§ WHAT NEEDS TO BE DONE:
Select lines where the word "page" appears.

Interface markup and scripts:
————
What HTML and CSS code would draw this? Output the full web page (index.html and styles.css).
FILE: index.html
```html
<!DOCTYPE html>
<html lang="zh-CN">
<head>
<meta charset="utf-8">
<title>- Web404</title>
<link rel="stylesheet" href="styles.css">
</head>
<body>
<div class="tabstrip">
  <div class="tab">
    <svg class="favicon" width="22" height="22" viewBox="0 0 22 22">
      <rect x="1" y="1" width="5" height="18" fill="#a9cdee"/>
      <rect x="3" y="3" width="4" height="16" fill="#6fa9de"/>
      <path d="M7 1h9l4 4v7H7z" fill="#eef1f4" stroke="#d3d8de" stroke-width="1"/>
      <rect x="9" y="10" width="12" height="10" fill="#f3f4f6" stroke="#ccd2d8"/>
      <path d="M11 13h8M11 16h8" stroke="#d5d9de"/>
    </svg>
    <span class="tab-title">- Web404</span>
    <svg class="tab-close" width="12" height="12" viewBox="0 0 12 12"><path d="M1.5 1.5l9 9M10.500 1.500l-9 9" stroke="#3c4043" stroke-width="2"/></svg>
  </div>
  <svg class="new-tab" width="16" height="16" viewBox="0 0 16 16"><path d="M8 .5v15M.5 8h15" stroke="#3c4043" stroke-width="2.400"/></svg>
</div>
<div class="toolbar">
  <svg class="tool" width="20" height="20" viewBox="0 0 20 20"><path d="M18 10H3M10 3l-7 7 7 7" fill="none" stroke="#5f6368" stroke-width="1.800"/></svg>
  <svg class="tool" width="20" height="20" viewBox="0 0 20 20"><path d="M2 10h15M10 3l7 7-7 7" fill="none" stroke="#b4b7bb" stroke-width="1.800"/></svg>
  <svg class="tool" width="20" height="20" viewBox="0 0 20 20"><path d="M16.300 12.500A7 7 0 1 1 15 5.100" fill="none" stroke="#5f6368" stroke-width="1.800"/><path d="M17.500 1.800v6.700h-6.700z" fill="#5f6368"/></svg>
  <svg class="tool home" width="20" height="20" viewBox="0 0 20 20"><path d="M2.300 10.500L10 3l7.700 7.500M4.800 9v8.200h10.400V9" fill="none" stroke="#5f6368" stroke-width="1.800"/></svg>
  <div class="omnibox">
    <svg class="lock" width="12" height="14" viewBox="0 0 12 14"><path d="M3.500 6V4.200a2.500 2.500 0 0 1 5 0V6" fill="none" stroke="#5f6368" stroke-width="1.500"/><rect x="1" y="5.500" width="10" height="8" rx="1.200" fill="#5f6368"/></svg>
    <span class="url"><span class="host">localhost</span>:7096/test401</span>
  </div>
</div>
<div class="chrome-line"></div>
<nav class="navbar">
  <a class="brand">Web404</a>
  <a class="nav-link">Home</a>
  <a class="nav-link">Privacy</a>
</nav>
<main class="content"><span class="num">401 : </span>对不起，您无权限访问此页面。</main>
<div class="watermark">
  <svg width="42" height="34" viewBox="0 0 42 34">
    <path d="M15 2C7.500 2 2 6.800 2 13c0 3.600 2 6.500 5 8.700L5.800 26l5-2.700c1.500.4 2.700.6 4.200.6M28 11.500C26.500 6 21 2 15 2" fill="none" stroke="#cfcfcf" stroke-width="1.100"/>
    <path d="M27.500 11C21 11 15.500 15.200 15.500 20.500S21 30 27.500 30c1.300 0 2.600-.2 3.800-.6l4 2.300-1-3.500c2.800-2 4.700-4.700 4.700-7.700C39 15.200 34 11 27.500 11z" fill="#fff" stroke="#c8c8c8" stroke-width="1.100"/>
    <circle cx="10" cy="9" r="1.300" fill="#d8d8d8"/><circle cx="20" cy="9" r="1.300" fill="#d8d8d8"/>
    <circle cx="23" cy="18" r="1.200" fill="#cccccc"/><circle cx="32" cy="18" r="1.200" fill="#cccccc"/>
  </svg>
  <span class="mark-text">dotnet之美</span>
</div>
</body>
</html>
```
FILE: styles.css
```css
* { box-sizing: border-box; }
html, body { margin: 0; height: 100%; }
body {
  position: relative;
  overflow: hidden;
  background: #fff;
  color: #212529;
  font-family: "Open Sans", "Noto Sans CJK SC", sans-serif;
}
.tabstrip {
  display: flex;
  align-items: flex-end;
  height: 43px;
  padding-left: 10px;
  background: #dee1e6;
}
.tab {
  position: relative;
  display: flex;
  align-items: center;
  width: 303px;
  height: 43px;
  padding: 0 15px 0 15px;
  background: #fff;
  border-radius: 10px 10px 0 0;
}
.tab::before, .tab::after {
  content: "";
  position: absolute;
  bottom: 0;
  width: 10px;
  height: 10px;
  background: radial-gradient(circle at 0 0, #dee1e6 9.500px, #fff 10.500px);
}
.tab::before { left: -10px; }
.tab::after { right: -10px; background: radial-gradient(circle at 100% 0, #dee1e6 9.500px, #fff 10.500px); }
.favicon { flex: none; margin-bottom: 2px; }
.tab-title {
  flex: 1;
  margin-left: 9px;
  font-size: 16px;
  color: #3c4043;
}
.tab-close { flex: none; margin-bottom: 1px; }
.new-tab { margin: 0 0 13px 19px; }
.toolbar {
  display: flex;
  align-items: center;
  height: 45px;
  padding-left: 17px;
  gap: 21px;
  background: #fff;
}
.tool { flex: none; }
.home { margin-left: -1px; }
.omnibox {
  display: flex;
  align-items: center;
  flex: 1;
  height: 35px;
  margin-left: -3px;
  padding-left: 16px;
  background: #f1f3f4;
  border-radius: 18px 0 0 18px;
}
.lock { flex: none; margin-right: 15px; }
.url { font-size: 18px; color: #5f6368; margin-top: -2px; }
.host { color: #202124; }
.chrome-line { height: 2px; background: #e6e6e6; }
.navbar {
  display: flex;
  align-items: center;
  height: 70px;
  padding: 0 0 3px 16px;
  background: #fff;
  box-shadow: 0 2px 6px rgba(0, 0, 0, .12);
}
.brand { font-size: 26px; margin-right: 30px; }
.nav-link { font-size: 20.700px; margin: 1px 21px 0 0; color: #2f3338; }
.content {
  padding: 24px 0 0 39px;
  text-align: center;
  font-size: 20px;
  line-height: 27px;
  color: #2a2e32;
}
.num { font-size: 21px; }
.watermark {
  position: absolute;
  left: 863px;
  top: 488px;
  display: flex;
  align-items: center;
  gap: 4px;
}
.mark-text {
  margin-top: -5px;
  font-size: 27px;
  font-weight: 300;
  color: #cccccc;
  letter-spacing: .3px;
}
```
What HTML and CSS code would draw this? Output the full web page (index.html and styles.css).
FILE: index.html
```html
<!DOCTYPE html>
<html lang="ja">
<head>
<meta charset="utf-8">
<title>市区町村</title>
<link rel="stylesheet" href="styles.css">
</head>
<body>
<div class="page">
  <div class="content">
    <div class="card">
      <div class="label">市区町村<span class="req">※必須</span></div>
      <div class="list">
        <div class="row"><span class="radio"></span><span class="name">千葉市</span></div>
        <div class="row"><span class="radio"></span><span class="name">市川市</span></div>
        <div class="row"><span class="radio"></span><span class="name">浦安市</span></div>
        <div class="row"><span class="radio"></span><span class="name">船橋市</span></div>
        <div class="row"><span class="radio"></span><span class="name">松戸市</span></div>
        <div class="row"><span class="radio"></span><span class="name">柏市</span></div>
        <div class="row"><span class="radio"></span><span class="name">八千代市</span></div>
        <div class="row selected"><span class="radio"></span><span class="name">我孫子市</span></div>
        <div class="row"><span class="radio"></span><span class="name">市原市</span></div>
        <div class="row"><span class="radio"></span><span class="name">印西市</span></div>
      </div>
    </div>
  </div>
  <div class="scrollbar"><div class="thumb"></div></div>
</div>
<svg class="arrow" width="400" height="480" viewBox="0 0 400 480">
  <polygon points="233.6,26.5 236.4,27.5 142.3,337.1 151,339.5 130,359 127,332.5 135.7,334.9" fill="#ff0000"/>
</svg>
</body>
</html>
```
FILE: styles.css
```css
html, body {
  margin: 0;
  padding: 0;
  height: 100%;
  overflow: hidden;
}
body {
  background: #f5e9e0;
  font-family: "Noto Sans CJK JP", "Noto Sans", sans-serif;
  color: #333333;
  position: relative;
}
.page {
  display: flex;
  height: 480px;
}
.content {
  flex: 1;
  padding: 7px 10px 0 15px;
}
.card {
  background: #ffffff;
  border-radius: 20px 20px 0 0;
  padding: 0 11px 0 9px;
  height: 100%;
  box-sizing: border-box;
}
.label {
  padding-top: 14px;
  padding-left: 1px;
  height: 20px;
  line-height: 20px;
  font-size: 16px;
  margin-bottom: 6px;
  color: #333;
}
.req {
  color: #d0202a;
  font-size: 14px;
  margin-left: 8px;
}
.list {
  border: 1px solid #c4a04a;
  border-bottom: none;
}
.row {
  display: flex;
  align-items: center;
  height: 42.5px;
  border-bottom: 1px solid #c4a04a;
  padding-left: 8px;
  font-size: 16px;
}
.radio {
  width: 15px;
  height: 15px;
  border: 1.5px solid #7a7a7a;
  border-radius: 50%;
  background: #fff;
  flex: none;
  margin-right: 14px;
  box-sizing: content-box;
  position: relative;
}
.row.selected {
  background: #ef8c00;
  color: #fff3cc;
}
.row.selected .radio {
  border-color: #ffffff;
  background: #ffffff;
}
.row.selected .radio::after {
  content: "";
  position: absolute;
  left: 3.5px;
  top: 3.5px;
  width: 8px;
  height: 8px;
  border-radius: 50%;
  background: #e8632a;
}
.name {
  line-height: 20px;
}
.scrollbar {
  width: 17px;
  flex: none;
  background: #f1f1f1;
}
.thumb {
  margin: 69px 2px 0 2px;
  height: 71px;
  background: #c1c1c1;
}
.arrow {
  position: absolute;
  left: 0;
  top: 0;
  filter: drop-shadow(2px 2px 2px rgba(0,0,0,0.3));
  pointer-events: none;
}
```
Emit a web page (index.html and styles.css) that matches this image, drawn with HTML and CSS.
————
§ SOLUTION FOR THIS PROBLEM:
What HTML and CSS code would draw this? Output the full web page (index.html and styles.css).
What HTML and CSS code would draw this? Output the full web page (index.html and styles.css).
<div class="page">
.page {
Emit a web page (index.html and styles.css) that matches this image, drawn with HTML and CSS.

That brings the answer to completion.